Journal-World reporter Elvyn Jones and digital editor Nick Gerik contributed to this story


Bob Smith 3 months ago

Everyone who guessed that the miscreants were from Topeka were correct.

Bob Smith 3 months ago

"Jack Pershing 2 weeks, 1 day ago Let me help out here. Based on statistics, reality, and national trend this is your shooter(s)-- Black male age 20-30 Previous criminal record"

Cliff Sperry 3 months ago

I don't understand why people post such "guesses". Is it boasting? It really serves no purpose other than to boast and appear "smart". :(

Bob Smith 3 months ago

Indicates a firm connection to reality.

Bob Smith 3 months ago

A frequent flier of the criminal justice system/

Ryan Eakin 3 months ago

I am considering running for city commission with a solid plan to rid Lawrence of this type of crime. I propose to build a wall that circles the entire city. Only people with proper documentation will be allowed in. Who is going to pay for this wall? The cities of Topeka and Kansas City of course.

Francis Hunt 3 months ago

How many times did he violate his probation? Yet when he is finally given a 180 day sentence he is let out early! A prefect example of what happens when criminals are allowed to walk the streets instead of being incarcerated and required to serve their full sentence; innocent people suffer the consequences.

Scott Morgan 3 months ago

I believe many folks like me would love to see the LJW do a complete and honest assessment of all the firearms laws which were violated. All as in every law in this case. Federal, State and Local. Then add up each of the murderers (illegal too) time they could receive. Just for gun violations. Consider probation, age, stolen guns, illegal purchased, priors, and violent intent too.

I also believe many readers would be astonished how many laws are already on the books. There's a Federal law putting 7 years on any sentence if the violator uses a gun for instance. Rarely if ever see this one in Kansas.

Scott Morgan 3 months ago

.........As part of a plea agreement, Rayton pleaded guilty to the assault and endangerment charges but had the firearm charge dismissed............

Someone maybe alive today if a judge would have enforced the Federal gun law dealing with 2 time losers.

David Reber 3 months ago

I wonder how many murders we could prevent if we just stopped letting violent criminals out of prison?

Bob Smith 3 months ago

Catch and release should be for trout, not violent criminals.

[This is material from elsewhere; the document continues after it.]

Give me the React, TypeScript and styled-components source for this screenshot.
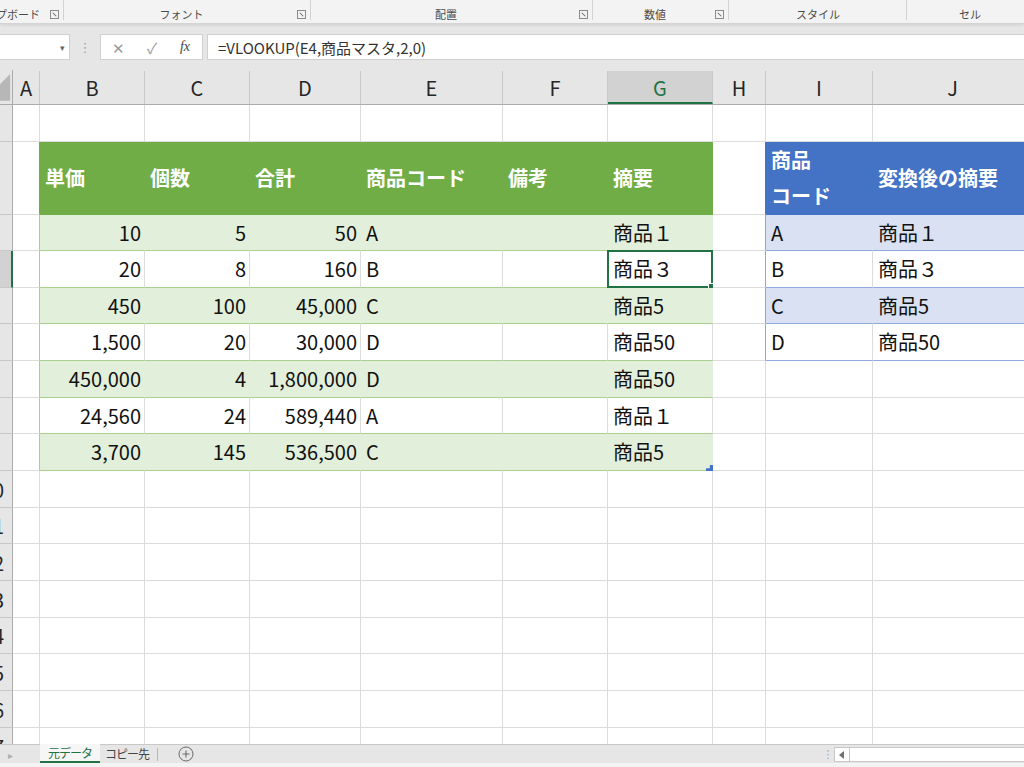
import React from 'react'
import styled, { createGlobalStyle, css } from 'styled-components'

const GlobalStyle = createGlobalStyle`
  html, body {
    margin: 0;
    padding: 0;
    background: #ffffff;
  }
  body {
    font-family: "Noto Sans CJK JP", "Noto Sans", sans-serif;
  }
`

type Kind = 'blank' | 'gHead' | 'gBand' | 'gPlain' | 'bHead' | 'bBand' | 'bPlain'

interface CellSpec {
  text?: string
  kind: Kind
  right?: boolean
  edge?: string
  selected?: boolean
  corner?: boolean
}

const COLS = [
  { key: 'A', w: 27 },
  { key: 'B', w: 105 },
  { key: 'C', w: 105 },
  { key: 'D', w: 111 },
  { key: 'E', w: 142 },
  { key: 'F', w: 105 },
  { key: 'G', w: 105 },
  { key: 'H', w: 53 },
  { key: 'I', w: 107 },
  { key: 'J', w: 160 },
]

const ROW_HEIGHTS = [37, 73, 36, 37, 36, 37, 37, 36, 37, 37, 36, 37, 37, 36, 37, 37, 37]

const GREEN_HEAD = ['単価', '個数', '合計', '商品コード', '備考', '摘要']
const GREEN_ROWS = [
  ['10', '5', '50', 'A', '', '商品１'],
  ['20', '8', '160', 'B', '', '商品３'],
  ['450', '100', '45,000', 'C', '', '商品5'],
  ['1,500', '20', '30,000', 'D', '', '商品50'],
  ['450,000', '4', '1,800,000', 'D', '', '商品50'],
  ['24,560', '24', '589,440', 'A', '', '商品１'],
  ['3,700', '145', '536,500', 'C', '', '商品5'],
]
const BLUE_HEAD = ['商品\nコード', '変換後の摘要']
const BLUE_ROWS = [
  ['A', '商品１'],
  ['B', '商品３'],
  ['C', '商品5'],
  ['D', '商品50'],
]

const buildRow = (r: number): CellSpec[] =>
  COLS.map((_, c) => {
    if (c === 0) {
      if (r >= 2 && r <= 9) return { kind: 'blank', edge: r === 2 ? '#70ad47' : '#a9d08e' }
      return { kind: 'blank' }
    }
    if (c >= 1 && c <= 6 && r >= 2 && r <= 9) {
      if (r === 2) return { kind: 'gHead', text: GREEN_HEAD[c - 1] }
      return {
        kind: (r - 3) % 2 === 0 ? 'gBand' : 'gPlain',
        text: GREEN_ROWS[r - 3][c - 1],
        right: c <= 3,
        selected: r === 4 && c === 6,
        corner: r === 9 && c === 6,
      }
    }
    if (c === 7) {
      if (r >= 2 && r <= 6) return { kind: 'blank', edge: r === 2 ? '#4472c4' : '#8ea9db' }
      return { kind: 'blank' }
    }
    if (c >= 8 && r >= 2 && r <= 6) {
      if (r === 2) return { kind: 'bHead', text: BLUE_HEAD[c - 8] }
      return { kind: (r - 3) % 2 === 0 ? 'bBand' : 'bPlain', text: BLUE_ROWS[r - 3][c - 8] }
    }
    return { kind: 'blank' }
  })

const KIND_STYLE: Record<Kind, { bg: string; br: string; bb: string; color: string; bold?: boolean }> = {
  blank: { bg: '#ffffff', br: '#dcdcdc', bb: '#dcdcdc', color: '#111' },
  gHead: { bg: '#70ad47', br: '#70ad47', bb: '#70ad47', color: '#ffffff', bold: true },
  gBand: { bg: '#e2efda', br: '#e2efda', bb: '#a9d08e', color: '#111' },
  gPlain: { bg: '#ffffff', br: '#dcdcdc', bb: '#a9d08e', color: '#111' },
  bHead: { bg: '#4472c4', br: '#4472c4', bb: '#4472c4', color: '#ffffff', bold: true },
  bBand: { bg: '#d9e1f2', br: '#d9e1f2', bb: '#8ea9db', color: '#111' },
  bPlain: { bg: '#ffffff', br: '#dcdcdc', bb: '#8ea9db', color: '#111' },
}

const App: React.FC = () => {
  return (
    <>
      <GlobalStyle />
      <Window>
        <Ribbon>
          <Group $w={64} $clip>
            <GroupLabel>クリップボード</GroupLabel>
            <Launcher />
          </Group>
          <Group $w={247} $launch>
            <GroupLabel>フォント</GroupLabel>
            <Launcher />
          </Group>
          <Group $w={282} $launch>
            <GroupLabel>配置</GroupLabel>
            <Launcher />
          </Group>
          <Group $w={136} $launch>
            <GroupLabel>数値</GroupLabel>
            <Launcher />
          </Group>
          <Group $w={178}>
            <GroupLabel>スタイル</GroupLabel>
          </Group>
          <Group $w={126}>
            <GroupLabel>セル</GroupLabel>
          </Group>
        </Ribbon>

        <FormulaArea>
          <NameBox>
            <DropArrow>▾</DropArrow>
          </NameBox>
          <Grip>⋮</Grip>
          <FxBox>
            <FxIcon $muted>✕</FxIcon>
            <FxIcon $muted>✓</FxIcon>
            <FxIcon $serif>fx</FxIcon>
          </FxBox>
          <FormulaInput>=VLOOKUP(E4,商品マスタ,2,0)</FormulaInput>
        </FormulaArea>

        <Sheet>
          <HeaderRow>
            <Corner>
              <svg width="13" height="34" viewBox="0 0 13 34">
                <polygon points="11,3 11,32 0,32 0,14" fill="#b7b7b7" />
              </svg>
            </Corner>
            {COLS.map((col) => (
              <ColHead key={col.key} $w={col.w} $active={col.key === 'G'}>
                {col.key}
              </ColHead>
            ))}
          </HeaderRow>

          {ROW_HEIGHTS.map((h, i) => {
            const r = i + 1
            const cells = buildRow(r)
            return (
              <SheetRow key={r} $h={h}>
                <RowHead $active={r === 4}>
                  <RowNum>{r}</RowNum>
                </RowHead>
                {cells.map((cell, c) => {
                  const s = KIND_STYLE[cell.kind]
                  return (
                    <Cell
                      key={c}
                      $w={COLS[c].w}
                      $bg={s.bg}
                      $br={cell.edge ?? s.br}
                      $bb={s.bb}
                      $color={s.color}
                      $bold={s.bold}
                      $right={cell.right}
                    >
                      {cell.text}
                      {cell.selected && (
                        <Selection>
                          <FillHandle />
                        </Selection>
                      )}
                      {cell.corner && <ResizeCorner />}
                    </Cell>
                  )
                })}
              </SheetRow>
            )
          })}
        </Sheet>

        <TabBar>
          <NavArrow>▸</NavArrow>
          <Tab $active>元データ</Tab>
          <Tab>コピー先</Tab>
          <TabDivider />
          <AddSheet>
            <svg width="16" height="16" viewBox="0 0 16 16">
              <circle cx="8" cy="8" r="7" fill="none" stroke="#6a6a6a" strokeWidth="1" />
              <path d="M8 4.5v7M4.5 8h7" stroke="#6a6a6a" strokeWidth="1.1" />
            </svg>
          </AddSheet>
          <Spacer />
          <Grip $small>⋮</Grip>
          <HScroll>
            <ScrollBtn>
              <svg width="6" height="8" viewBox="0 0 6 8">
                <polygon points="5,0 5,8 0,4" fill="#707070" />
              </svg>
            </ScrollBtn>
          </HScroll>
        </TabBar>
        <StatusStrip />
      </Window>
    </>
  )
}

const Window = styled.div`
  width: 1024px;
  height: 767px;
  overflow: hidden;
  display: flex;
  flex-direction: column;
  background: #e6e6e6;
`

const Ribbon = styled.div`
  height: 24px;
  flex: none;
  display: flex;
  background: #f3f3f3;
  border-bottom: 1px solid #d4d4d4;
  box-shadow: 0 1px 3px rgba(0, 0, 0, 0.1);
  box-sizing: border-box;
  position: relative;
  z-index: 1;
`

const Group = styled.div<{ $w: number; $launch?: boolean; $clip?: boolean }>`
  position: relative;
  width: ${(p) => p.$w}px;
  flex: none;
  display: flex;
  align-items: flex-end;
  justify-content: ${(p) => (p.$clip ? 'flex-end' : 'center')};
  padding: 0 0 0 ${(p) => (p.$launch ? 4 : 0)}px;
  padding-right: ${(p) => (p.$clip ? 24 : p.$launch ? 16 : 0)}px;
  box-sizing: border-box;
  overflow: hidden;

  &::after {
    content: '';
    position: absolute;
    right: 0;
    top: 0;
    bottom: 3px;
    width: 1px;
    background: #d2d2d2;
  }
`

const GroupLabel = styled.span`
  font-size: 11px;
  line-height: 17px;
  color: #4a4a4a;
  white-space: nowrap;
  flex: none;
`

const Launcher = styled.span`
  position: absolute;
  right: 5px;
  bottom: 4px;
  width: 7px;
  height: 7px;
  border: 1px solid #8a8a8a;

  &::after {
    content: '';
    position: absolute;
    left: 1px;
    top: 3px;
    width: 5px;
    height: 1px;
    background: #6a6a6a;
    transform: rotate(45deg);
  }
`

const FormulaArea = styled.div`
  height: 46px;
  flex: none;
  display: flex;
  padding: 10px 0;
  box-sizing: border-box;
  background: #e6e6e6;
`

const NameBox = styled.div`
  width: 70px;
  flex: none;
  background: #ffffff;
  border: 1px solid #d0d0d0;
  border-left: none;
  display: flex;
  align-items: center;
  justify-content: flex-end;
  padding-right: 4px;
  box-sizing: border-box;
`

const DropArrow = styled.span`
  font-size: 9px;
  color: #666;
`

const Grip = styled.span<{ $small?: boolean }>`
  width: ${(p) => (p.$small ? 12 : 30)}px;
  flex: none;
  display: flex;
  align-items: center;
  justify-content: center;
  color: #a0a0a0;
  font-size: ${(p) => (p.$small ? 11 : 13)}px;
  font-family: "DejaVu Sans", sans-serif;
`

const FxBox = styled.div`
  width: 103px;
  flex: none;
  background: #ffffff;
  border: 1px solid #d0d0d0;
  box-sizing: border-box;
  display: grid;
  grid-template-columns: 34px 34px 32px;
  align-items: center;
  justify-items: center;
`

const FxIcon = styled.span<{ $muted?: boolean; $serif?: boolean }>`
  color: ${(p) => (p.$muted ? '#9a9a9a' : '#444')};
  font-size: ${(p) => (p.$serif ? 14 : 15)}px;
  ${(p) =>
    p.$serif &&
    css`
      font-family: "Liberation Serif", serif;
      font-style: italic;
    `}
`

const FormulaInput = styled.div`
  flex: 1;
  margin-left: 4px;
  background: #ffffff;
  border: 1px solid #d0d0d0;
  border-right: none;
  box-sizing: border-box;
  display: flex;
  align-items: center;
  padding-left: 10px;
  font-size: 15px;
  color: #333;
  white-space: nowrap;
`

const Sheet = styled.div`
  flex: none;
  height: 674px;
  overflow: hidden;
  background: #ffffff;
  display: flex;
  flex-direction: column;
`

const HeaderRow = styled.div`
  height: 35px;
  flex: none;
  display: flex;
  background: #e6e6e6;
  border-bottom: 1px solid #ababab;
  box-sizing: border-box;
`

const Corner = styled.div`
  width: 13px;
  flex: none;
  border-right: 1px solid #ababab;
  box-sizing: border-box;
  display: flex;
  align-items: flex-end;
`

const ColHead = styled.div<{ $w: number; $active?: boolean }>`
  width: ${(p) => p.$w}px;
  flex: none;
  box-sizing: border-box;
  display: flex;
  align-items: center;
  justify-content: center;
  font-size: 20px;
  color: ${(p) => (p.$active ? '#217346' : '#262626')};
  background: ${(p) => (p.$active ? '#d2d2d2' : 'transparent')};
  border-right: 1px solid #c8c8c8;
  border-bottom: ${(p) => (p.$active ? '2px solid #217346' : 'none')};
  padding-top: ${(p) => (p.$active ? 2 : 0)}px;
  margin-top: 1px;
`

const SheetRow = styled.div<{ $h: number }>`
  height: ${(p) => p.$h}px;
  flex: none;
  display: flex;
`

const RowHead = styled.div<{ $active?: boolean }>`
  width: 13px;
  flex: none;
  overflow: hidden;
  display: flex;
  align-items: center;
  box-sizing: border-box;
  background: ${(p) => (p.$active ? '#d2d2d2' : '#e6e6e6')};
  border-right: ${(p) => (p.$active ? '2px solid #217346' : '1px solid #ababab')};
  border-bottom: 1px solid #c8c8c8;
`

const RowNum = styled.span`
  width: 40px;
  flex: none;
  margin-left: -27px;
  text-align: center;
  font-size: 20px;
  color: #262626;
`

const Cell = styled.div<{
  $w: number
  $bg: string
  $br: string
  $bb: string
  $color: string
  $bold?: boolean
  $right?: boolean
}>`
  position: relative;
  width: ${(p) => p.$w}px;
  flex: none;
  box-sizing: border-box;
  display: flex;
  align-items: center;
  justify-content: ${(p) => (p.$right ? 'flex-end' : 'flex-start')};
  padding: 0 3px 0 5px;
  background: ${(p) => p.$bg};
  border-right: 1px solid ${(p) => p.$br};
  border-bottom: 1px solid ${(p) => p.$bb};
  color: ${(p) => p.$color};
  font-size: 20px;
  font-weight: ${(p) => (p.$bold ? 700 : 400)};
  line-height: 36px;
  white-space: pre-line;
`

const Selection = styled.div`
  position: absolute;
  left: -1px;
  top: -1px;
  right: -1px;
  bottom: -1px;
  border: 2px solid #217346;
  pointer-events: none;
`

const FillHandle = styled.span`
  position: absolute;
  right: -4px;
  bottom: -4px;
  width: 5px;
  height: 5px;
  background: #217346;
  border: 1px solid #ffffff;
`

const ResizeCorner = styled.span`
  position: absolute;
  right: -1px;
  bottom: -1px;
  width: 7px;
  height: 6px;
  background: #4472c4;
  clip-path: polygon(100% 0, 100% 100%, 0 100%, 0 55%, 55% 55%, 55% 0);
`

const TabBar = styled.div`
  height: 19px;
  flex: none;
  display: flex;
  align-items: stretch;
  background: #e6e6e6;
  border-top: 1px solid #c8c8c8;
  box-sizing: border-box;
`

const NavArrow = styled.span`
  width: 40px;
  flex: none;
  padding-left: 8px;
  box-sizing: border-box;
  display: flex;
  align-items: center;
  color: #b0b0b0;
  font-size: 10px;
`

const Tab = styled.div<{ $active?: boolean }>`
  display: flex;
  align-items: center;
  padding: 0 ${(p) => (p.$active ? 8 : 5)}px;
  font-size: 12px;
  letter-spacing: -1px;
  color: ${(p) => (p.$active ? '#217346' : '#444')};
  background: ${(p) => (p.$active ? '#f6f6f6' : 'transparent')};
  border-bottom: ${(p) => (p.$active ? '2px solid #217346' : 'none')};
  box-sizing: border-box;
  margin-top: -1px;
`

const TabDivider = styled.span`
  width: 1px;
  margin: 3px 0 2px 3px;
  background: #b8b8b8;
`

const AddSheet = styled.span`
  width: 56px;
  flex: none;
  display: flex;
  align-items: center;
  justify-content: center;
`

const Spacer = styled.div`
  flex: 1;
`

const HScroll = styled.div`
  width: 190px;
  flex: none;
  margin: 2px 0 1px;
  background: #ffffff;
  border: 1px solid #c8c8c8;
  border-right: none;
  box-sizing: border-box;
  display: flex;
`

const ScrollBtn = styled.span`
  width: 14px;
  flex: none;
  border-right: 1px solid #c8c8c8;
  display: flex;
  align-items: center;
  justify-content: center;
`

const StatusStrip = styled.div`
  flex: 1;
  background: #f3f3f3;
`

export default App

David Holroyd 3 months ago

And one of the victims had been in prison and now was turning his life around, had a new baby. Just fine...he goes bar hopping instead of staying home with his new chlld. I bet he knew the shooters.!!!!!

Sam Crow 3 months ago

You dont know how right you are.

One of the suspects is a cousin of one of the victims.

Mike Edson 3 months ago

Where can I find the police call blotter for this last weekend? LJW hasn’t posted it.

Nick Gerik 3 months ago

Hi, Mike.

Sorry about that. We've been a bit shorthanded, so we weren't able to compile those as promptly.

Everything should be current now:

— Nick Gerik, LJW digital editor

Tonya Foster 3 months ago

I remember reading somewhere that after the shooting, at the hospital, that someone was outside screaming "I'm sorry, I'm so sorry!" Does anyone else remember seeing this?

Nick Gerik 3 months ago

Hi, Tonya. That was in our reporting from the morning of the shooting:

— Nick Gerik, LJW digital editor

Brock Masters 3 months ago

Both sides of the gun control issue should be able to agree that when a person commits an illegal act of violence and is in possession of a Firearm, they should get a very long sentence and should serve it completely.

The fact that he was violent, the fact that he possessed a gun is proof that he’d eventually shoot someone. The judge has blood on his hands.

Why aren’t the judges involved named?

Scott Morgan 3 months ago is already a Federal Gun Law. Commit a crime with a gun is an automatic prison term, commit a crime as a felon using a gun is even more severe. Law is already on the books, prosecutors just don't use them.